[Entries with page source code]
----

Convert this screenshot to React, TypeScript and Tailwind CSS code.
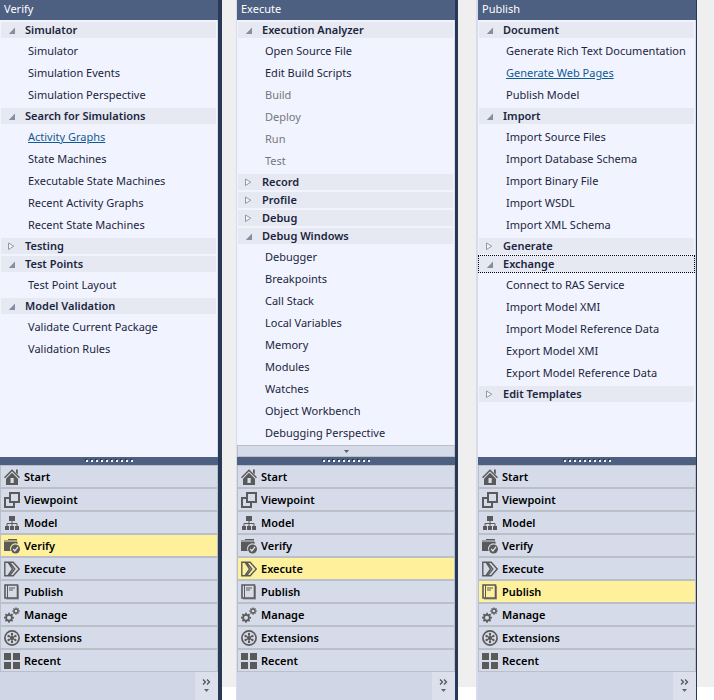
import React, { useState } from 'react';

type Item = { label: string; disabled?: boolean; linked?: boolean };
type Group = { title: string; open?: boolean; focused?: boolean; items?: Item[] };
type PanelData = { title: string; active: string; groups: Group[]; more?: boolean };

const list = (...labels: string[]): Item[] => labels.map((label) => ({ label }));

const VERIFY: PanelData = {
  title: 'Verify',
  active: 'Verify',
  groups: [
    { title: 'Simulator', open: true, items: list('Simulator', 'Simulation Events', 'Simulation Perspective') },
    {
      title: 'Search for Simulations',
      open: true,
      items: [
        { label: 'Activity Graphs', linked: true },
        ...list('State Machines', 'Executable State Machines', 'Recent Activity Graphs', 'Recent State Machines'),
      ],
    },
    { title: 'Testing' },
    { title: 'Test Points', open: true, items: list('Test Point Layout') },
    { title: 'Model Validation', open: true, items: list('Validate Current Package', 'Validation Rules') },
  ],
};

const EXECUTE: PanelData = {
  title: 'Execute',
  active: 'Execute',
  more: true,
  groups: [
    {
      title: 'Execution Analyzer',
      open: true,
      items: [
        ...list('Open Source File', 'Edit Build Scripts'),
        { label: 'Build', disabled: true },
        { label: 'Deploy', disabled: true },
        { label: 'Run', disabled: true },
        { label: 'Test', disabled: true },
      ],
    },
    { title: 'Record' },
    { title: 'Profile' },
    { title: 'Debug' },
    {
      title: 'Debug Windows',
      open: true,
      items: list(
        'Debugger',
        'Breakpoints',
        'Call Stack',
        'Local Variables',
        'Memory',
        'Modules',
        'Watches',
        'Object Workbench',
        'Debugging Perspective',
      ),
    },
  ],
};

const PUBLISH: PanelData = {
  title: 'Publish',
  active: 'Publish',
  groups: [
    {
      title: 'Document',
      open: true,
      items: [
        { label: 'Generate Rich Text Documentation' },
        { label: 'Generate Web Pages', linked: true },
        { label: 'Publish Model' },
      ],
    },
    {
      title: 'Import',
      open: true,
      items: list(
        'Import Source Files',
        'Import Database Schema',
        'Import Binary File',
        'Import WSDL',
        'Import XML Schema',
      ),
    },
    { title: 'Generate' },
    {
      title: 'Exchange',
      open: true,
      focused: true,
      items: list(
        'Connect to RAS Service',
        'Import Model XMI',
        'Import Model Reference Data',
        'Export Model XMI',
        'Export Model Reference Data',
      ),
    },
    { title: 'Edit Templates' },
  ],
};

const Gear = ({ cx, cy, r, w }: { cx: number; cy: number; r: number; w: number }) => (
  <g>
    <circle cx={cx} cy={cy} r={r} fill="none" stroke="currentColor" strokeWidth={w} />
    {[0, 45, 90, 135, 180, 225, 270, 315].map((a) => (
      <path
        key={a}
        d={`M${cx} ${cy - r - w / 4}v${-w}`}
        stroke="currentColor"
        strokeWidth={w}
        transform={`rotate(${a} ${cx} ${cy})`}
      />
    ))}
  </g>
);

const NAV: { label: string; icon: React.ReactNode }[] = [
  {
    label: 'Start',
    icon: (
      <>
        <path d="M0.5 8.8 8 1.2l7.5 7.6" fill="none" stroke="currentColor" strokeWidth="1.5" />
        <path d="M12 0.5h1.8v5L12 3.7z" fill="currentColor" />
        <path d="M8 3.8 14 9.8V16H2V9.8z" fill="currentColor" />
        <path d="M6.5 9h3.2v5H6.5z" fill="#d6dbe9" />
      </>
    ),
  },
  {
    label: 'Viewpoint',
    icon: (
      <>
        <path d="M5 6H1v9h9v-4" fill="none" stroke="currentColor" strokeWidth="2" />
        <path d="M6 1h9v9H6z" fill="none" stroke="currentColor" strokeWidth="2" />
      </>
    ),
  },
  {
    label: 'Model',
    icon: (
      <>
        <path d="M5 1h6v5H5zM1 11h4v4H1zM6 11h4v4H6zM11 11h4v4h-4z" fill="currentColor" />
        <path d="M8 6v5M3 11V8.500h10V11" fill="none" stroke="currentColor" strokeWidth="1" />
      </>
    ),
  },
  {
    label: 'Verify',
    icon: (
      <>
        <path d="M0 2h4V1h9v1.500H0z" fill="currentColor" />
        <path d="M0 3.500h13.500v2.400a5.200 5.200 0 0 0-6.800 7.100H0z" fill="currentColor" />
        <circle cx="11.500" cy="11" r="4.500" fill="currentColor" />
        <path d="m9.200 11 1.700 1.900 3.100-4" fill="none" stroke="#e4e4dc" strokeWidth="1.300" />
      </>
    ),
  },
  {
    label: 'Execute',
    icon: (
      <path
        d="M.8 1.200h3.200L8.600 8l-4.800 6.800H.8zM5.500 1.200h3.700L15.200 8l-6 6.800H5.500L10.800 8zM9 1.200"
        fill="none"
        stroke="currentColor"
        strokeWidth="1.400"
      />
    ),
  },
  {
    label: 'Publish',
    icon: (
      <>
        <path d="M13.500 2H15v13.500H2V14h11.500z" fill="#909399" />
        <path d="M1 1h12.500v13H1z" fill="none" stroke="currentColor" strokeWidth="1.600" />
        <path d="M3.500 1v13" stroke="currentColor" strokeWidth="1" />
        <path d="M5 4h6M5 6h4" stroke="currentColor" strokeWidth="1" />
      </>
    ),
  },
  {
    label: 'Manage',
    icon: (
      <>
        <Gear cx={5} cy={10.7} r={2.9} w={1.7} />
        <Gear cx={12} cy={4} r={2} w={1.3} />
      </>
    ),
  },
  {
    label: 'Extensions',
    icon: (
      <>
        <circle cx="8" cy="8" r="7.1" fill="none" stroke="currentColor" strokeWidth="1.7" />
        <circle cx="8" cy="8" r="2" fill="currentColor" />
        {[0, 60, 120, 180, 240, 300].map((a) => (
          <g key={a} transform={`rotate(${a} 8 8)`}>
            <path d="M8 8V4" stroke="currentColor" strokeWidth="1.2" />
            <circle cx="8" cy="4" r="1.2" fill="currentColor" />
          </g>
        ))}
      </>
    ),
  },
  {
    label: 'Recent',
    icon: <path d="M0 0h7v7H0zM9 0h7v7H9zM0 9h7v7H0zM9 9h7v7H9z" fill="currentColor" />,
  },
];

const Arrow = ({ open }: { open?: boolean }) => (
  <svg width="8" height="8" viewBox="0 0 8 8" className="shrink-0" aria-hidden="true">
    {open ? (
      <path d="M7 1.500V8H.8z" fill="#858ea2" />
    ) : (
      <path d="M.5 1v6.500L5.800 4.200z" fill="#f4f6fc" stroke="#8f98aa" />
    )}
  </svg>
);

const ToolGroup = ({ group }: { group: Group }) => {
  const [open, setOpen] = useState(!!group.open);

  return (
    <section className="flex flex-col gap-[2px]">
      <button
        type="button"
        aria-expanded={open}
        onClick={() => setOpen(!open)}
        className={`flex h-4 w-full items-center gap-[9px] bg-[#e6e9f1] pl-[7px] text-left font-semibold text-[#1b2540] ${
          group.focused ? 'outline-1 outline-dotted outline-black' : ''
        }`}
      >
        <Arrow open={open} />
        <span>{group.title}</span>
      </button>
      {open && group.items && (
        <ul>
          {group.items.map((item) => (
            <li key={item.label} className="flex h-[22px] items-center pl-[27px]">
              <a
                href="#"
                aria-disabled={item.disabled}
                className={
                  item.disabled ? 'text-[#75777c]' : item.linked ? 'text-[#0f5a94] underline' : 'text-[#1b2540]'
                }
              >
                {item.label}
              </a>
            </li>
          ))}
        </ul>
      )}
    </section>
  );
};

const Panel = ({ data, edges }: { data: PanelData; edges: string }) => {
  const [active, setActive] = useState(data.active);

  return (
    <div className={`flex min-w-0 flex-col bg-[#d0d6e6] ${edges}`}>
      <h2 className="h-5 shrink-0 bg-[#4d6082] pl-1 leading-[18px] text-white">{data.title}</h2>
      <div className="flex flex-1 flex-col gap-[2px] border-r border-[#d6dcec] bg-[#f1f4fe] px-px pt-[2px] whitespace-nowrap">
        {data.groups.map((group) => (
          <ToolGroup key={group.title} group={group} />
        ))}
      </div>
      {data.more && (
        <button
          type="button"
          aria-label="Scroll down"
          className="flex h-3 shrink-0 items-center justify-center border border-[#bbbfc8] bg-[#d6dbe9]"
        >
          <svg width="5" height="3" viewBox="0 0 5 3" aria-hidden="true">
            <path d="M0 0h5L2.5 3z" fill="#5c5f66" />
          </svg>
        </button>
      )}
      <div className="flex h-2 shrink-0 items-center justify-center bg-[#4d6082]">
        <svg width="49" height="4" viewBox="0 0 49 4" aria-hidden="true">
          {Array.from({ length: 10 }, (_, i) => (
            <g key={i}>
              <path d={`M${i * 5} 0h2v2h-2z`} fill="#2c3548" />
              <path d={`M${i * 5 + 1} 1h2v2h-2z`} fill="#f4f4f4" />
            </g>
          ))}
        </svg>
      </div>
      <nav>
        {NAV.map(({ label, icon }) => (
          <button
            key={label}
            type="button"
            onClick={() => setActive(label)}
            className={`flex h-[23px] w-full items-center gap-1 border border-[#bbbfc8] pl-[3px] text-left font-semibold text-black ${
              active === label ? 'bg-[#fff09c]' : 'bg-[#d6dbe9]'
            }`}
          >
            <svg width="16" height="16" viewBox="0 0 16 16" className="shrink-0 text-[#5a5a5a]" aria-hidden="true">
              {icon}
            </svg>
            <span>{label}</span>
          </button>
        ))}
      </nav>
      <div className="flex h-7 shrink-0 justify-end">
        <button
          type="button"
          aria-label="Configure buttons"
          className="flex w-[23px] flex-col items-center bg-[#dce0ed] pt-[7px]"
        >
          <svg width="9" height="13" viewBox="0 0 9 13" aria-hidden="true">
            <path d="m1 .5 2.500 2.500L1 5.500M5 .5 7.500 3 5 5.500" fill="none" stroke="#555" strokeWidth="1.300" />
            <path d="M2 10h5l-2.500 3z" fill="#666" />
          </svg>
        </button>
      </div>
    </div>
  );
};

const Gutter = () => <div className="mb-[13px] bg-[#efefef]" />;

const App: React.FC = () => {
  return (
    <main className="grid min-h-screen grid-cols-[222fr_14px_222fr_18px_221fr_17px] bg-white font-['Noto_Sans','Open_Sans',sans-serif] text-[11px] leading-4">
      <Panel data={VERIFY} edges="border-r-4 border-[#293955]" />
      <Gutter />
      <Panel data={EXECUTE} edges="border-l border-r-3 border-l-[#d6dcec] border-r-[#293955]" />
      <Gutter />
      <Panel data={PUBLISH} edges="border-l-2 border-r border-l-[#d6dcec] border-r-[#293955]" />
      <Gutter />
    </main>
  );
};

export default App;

----

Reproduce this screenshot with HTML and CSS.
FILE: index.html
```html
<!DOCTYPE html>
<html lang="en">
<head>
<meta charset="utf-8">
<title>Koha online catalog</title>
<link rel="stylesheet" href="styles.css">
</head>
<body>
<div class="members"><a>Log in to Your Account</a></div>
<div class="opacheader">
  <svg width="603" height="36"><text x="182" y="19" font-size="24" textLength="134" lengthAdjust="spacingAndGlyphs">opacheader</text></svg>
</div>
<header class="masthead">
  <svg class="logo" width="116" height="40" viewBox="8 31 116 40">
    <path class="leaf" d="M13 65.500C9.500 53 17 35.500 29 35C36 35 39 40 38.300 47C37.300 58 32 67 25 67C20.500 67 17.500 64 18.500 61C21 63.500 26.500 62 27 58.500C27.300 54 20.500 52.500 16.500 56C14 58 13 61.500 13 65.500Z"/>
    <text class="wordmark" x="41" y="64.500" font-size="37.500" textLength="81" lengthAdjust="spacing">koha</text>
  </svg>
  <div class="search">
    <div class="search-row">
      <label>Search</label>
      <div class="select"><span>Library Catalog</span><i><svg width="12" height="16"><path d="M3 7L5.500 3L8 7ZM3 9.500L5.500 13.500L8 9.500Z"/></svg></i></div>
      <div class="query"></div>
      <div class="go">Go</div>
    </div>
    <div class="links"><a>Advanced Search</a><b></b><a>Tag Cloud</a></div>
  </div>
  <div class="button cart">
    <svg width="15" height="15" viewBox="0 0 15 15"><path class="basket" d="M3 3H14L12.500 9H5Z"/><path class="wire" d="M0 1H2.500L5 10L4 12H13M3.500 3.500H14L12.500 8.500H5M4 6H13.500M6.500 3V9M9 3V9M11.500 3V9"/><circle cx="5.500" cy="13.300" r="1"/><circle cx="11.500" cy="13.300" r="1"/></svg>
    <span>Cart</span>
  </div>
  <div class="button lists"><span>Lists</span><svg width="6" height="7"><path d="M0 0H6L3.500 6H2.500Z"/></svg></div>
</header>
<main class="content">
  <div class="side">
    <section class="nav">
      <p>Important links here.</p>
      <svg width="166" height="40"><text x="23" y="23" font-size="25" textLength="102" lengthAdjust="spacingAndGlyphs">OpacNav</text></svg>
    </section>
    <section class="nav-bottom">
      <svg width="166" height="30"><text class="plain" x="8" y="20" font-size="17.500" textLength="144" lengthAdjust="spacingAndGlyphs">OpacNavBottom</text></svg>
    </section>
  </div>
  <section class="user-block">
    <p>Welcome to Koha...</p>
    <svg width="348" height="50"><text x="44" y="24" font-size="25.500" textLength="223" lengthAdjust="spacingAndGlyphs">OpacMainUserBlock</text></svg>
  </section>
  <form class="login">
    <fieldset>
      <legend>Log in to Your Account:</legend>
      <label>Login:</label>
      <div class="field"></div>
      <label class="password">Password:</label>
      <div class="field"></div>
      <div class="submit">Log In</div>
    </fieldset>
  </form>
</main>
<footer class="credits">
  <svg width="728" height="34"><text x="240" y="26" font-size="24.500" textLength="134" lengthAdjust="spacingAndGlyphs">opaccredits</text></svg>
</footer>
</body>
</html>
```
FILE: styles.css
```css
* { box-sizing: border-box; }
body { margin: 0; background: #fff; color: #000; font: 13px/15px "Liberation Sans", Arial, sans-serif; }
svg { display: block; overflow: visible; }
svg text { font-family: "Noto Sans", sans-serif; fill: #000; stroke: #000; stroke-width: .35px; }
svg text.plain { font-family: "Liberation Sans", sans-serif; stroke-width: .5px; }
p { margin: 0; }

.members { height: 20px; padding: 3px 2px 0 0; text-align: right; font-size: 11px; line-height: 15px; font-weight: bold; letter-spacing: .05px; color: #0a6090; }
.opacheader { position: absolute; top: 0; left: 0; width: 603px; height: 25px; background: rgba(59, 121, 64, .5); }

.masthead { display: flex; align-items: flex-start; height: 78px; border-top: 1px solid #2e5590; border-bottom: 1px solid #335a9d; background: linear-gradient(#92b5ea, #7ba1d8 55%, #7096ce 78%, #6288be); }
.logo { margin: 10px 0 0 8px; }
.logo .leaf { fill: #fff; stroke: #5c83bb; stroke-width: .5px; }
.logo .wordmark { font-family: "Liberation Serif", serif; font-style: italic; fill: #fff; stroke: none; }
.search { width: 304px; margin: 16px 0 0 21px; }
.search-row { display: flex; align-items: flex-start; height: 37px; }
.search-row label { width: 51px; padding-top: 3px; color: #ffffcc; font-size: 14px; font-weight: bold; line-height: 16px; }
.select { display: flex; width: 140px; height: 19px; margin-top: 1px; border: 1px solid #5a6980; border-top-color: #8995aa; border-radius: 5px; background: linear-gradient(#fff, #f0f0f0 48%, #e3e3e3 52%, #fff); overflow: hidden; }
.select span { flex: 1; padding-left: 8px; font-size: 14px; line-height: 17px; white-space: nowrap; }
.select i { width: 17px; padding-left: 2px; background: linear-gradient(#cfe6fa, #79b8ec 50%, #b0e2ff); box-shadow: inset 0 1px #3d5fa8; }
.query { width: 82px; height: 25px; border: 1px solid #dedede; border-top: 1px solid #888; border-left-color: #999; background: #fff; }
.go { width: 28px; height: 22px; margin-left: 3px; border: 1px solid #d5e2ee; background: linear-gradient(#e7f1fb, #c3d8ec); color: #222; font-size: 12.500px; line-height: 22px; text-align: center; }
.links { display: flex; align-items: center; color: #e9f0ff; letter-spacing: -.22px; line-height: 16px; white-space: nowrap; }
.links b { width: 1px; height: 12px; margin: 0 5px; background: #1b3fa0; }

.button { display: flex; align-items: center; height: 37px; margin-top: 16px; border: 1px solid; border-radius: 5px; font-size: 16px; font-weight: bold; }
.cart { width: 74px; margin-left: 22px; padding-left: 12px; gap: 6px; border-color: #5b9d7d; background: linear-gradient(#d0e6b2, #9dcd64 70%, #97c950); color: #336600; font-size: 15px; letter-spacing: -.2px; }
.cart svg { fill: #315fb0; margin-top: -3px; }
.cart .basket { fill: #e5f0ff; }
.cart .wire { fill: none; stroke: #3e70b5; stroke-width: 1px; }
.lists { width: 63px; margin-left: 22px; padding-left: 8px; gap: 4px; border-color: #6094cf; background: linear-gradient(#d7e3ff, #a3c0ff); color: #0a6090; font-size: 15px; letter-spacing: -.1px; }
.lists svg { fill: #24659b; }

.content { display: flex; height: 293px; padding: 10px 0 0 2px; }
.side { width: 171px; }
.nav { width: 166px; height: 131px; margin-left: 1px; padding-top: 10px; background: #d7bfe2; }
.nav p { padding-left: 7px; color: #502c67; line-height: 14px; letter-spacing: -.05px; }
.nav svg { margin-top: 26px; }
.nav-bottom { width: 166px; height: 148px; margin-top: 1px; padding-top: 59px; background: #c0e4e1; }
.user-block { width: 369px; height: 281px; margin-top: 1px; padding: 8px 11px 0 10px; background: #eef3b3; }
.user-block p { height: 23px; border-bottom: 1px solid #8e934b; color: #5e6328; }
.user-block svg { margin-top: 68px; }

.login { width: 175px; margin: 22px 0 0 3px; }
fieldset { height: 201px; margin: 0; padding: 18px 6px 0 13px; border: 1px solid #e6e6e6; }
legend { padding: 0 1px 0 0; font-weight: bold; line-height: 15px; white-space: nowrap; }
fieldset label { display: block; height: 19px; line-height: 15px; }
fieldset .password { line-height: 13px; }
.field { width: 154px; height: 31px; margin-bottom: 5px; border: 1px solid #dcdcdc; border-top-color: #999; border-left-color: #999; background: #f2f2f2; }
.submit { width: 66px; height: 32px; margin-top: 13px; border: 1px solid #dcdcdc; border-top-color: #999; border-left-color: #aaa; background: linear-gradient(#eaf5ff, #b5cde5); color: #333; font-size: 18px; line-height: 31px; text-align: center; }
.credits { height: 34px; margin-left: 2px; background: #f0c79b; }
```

----

Description of the task: Output exactly the lines from the one containing "Convert this screenshot" through the one containing "string; active: string;", both included, and nothing else; leave out any pictures.

Written solution:
Convert this screenshot to React, TypeScript and Tailwind CSS code.
import React, { useState } from 'react';

type Item = { label: string; disabled?: boolean; linked?: boolean };
type Group = { title: string; open?: boolean; focused?: boolean; items?: Item[] };
type PanelData = { title: string; active: string; groups: Group[]; more?: boolean };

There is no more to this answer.